Your invective is not worth my time to answer. However, a few points for those
subscribers who are still interested in protocol engineering.:
At 6:28 PM 10/25/93 -0400, Derek Atkins wrote:
Second, you continually say "designed to fit with other protocols in
the Internet suite", and I ask, WHICH ONES?
If youretrieve RFC 1421 and search for the characters "RFC", I believe you will
find mention of RFC 822, RFC 821 (specifically, information concerning SMTP's
transparency constraints), and RFC934 (concerning recursive encapsulation of
messages within other messages).
Third, you state, under RFC 1423, "The algorithms ... DES, well, given the $1M
DES key-search engine, I would forward that it was a bright decision,
way ahead of its time. Wouldn't you?
DES was chosen eight years ago. The PEM Working Group of the IETF has already
started work on specifying triple-DES. Similarly, a couple of years ago we
upped the range for PEM's RSA modulus as factoring advanced.
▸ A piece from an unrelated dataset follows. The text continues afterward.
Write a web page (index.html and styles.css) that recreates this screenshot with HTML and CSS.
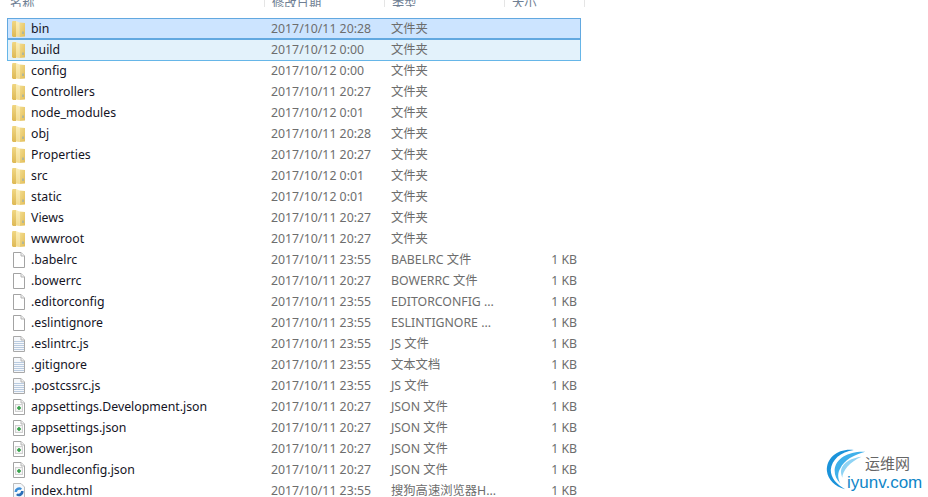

One of the reasons that the Internet has
done so well is that people can generate new uses for old ideas,
taking things in directions that the original creator(s) may not have
even dreamed possible.
Anyone is welcome to propose changes to PEM, either in on this list or at the
WG meetings at the IETF. PEM is not "owned" by anyone. It is a Proposed
Standard in the context of the ISOC/IAB/IETF. This list and those meetings not
only are open to everyone (and to all rational ideas) in the Internet
community, but they provide a specific place where it is useful to put
constuctive ideas forward and where they will be considered on their merits.
Of course, the most constructive mode is to come to the IETF with a
presentation accompanied by suggested new text, or at least to publish the
suggested textual changes as Internet-Draft modifications of the existing RFCs,
or as entirely new Internet-Drafts proposed as Experimental Protocols in
parallel with the PEM development.
However, this cuts two ways. When that written language is published, it also
is open to scrutiny and criticism by anyone at all, whether the author likes it
or not.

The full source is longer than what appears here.